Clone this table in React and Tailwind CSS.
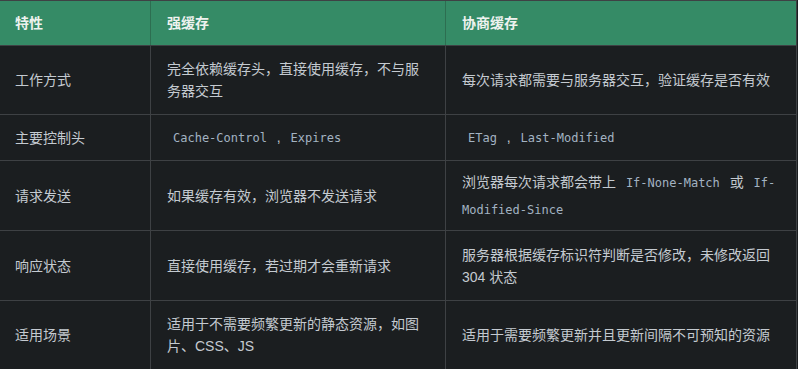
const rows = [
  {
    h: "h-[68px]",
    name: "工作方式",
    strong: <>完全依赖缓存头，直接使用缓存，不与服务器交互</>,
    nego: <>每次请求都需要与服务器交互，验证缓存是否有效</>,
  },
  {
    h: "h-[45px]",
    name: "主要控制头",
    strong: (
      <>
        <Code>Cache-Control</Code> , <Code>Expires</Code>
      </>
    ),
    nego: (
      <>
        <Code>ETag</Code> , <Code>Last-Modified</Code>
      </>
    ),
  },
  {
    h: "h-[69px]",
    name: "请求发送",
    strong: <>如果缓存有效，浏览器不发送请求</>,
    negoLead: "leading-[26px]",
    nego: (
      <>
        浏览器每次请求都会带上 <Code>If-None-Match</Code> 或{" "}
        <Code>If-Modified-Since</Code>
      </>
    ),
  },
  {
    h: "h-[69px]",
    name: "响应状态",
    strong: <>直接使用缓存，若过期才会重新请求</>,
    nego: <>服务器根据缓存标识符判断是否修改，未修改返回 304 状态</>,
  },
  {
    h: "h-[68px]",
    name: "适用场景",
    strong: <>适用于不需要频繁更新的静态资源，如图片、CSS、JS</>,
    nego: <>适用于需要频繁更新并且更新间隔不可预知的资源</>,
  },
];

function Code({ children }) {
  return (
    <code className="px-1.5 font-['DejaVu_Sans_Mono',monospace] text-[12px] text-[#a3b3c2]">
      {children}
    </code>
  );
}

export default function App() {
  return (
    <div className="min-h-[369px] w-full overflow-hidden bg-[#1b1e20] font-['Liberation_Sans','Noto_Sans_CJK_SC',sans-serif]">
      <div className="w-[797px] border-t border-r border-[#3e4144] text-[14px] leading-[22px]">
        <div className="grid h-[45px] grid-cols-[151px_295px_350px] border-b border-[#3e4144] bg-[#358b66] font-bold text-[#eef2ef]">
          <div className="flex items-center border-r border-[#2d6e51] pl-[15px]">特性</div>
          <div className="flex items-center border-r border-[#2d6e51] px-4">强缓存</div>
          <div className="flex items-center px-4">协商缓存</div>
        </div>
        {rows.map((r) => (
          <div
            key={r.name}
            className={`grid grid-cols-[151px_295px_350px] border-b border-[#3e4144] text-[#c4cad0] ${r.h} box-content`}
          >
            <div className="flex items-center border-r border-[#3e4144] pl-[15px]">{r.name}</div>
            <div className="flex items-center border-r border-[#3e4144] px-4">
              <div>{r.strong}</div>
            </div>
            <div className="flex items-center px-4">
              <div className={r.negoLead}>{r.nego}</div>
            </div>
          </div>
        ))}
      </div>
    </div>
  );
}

**EXERCISE OBJECTIVE:** Reproduce the whole listing exactly, but not the images in it.

**SOLUTION TO THE PROBLEM:**
Clone this table in React and Tailwind CSS.
const rows = [
  {
    h: "h-[68px]",
    name: "工作方式",
    strong: <>完全依赖缓存头，直接使用缓存，不与服务器交互</>,
    nego: <>每次请求都需要与服务器交互，验证缓存是否有效</>,
  },
  {
    h: "h-[45px]",
    name: "主要控制头",
    strong: (
      <>
        <Code>Cache-Control</Code> , <Code>Expires</Code>
      </>
    ),
    nego: (
      <>
        <Code>ETag</Code> , <Code>Last-Modified</Code>
      </>
    ),
  },
  {
    h: "h-[69px]",
    name: "请求发送",
    strong: <>如果缓存有效，浏览器不发送请求</>,
    negoLead: "leading-[26px]",
    nego: (
      <>
        浏览器每次请求都会带上 <Code>If-None-Match</Code> 或{" "}
        <Code>If-Modified-Since</Code>
      </>
    ),
  },
  {
    h: "h-[69px]",
    name: "响应状态",
    strong: <>直接使用缓存，若过期才会重新请求</>,
    nego: <>服务器根据缓存标识符判断是否修改，未修改返回 304 状态</>,
  },
  {
    h: "h-[68px]",
    name: "适用场景",
    strong: <>适用于不需要频繁更新的静态资源，如图片、CSS、JS</>,
    nego: <>适用于需要频繁更新并且更新间隔不可预知的资源</>,
  },
];

function Code({ children }) {
  return (
    <code className="px-1.5 font-['DejaVu_Sans_Mono',monospace] text-[12px] text-[#a3b3c2]">
      {children}
    </code>
  );
}

export default function App() {
  return (
    <div className="min-h-[369px] w-full overflow-hidden bg-[#1b1e20] font-['Liberation_Sans','Noto_Sans_CJK_SC',sans-serif]">
      <div className="w-[797px] border-t border-r border-[#3e4144] text-[14px] leading-[22px]">
        <div className="grid h-[45px] grid-cols-[151px_295px_350px] border-b border-[#3e4144] bg-[#358b66] font-bold text-[#eef2ef]">
          <div className="flex items-center border-r border-[#2d6e51] pl-[15px]">特性</div>
          <div className="flex items-center border-r border-[#2d6e51] px-4">强缓存</div>
          <div className="flex items-center px-4">协商缓存</div>
        </div>
        {rows.map((r) => (
          <div
            key={r.name}
            className={`grid grid-cols-[151px_295px_350px] border-b border-[#3e4144] text-[#c4cad0] ${r.h} box-content`}
          >
            <div className="flex items-center border-r border-[#3e4144] pl-[15px]">{r.name}</div>
            <div className="flex items-center border-r border-[#3e4144] px-4">
              <div>{r.strong}</div>
            </div>
            <div className="flex items-center px-4">
              <div className={r.negoLead}>{r.nego}</div>
            </div>
          </div>
        ))}
      </div>
    </div>
  );
}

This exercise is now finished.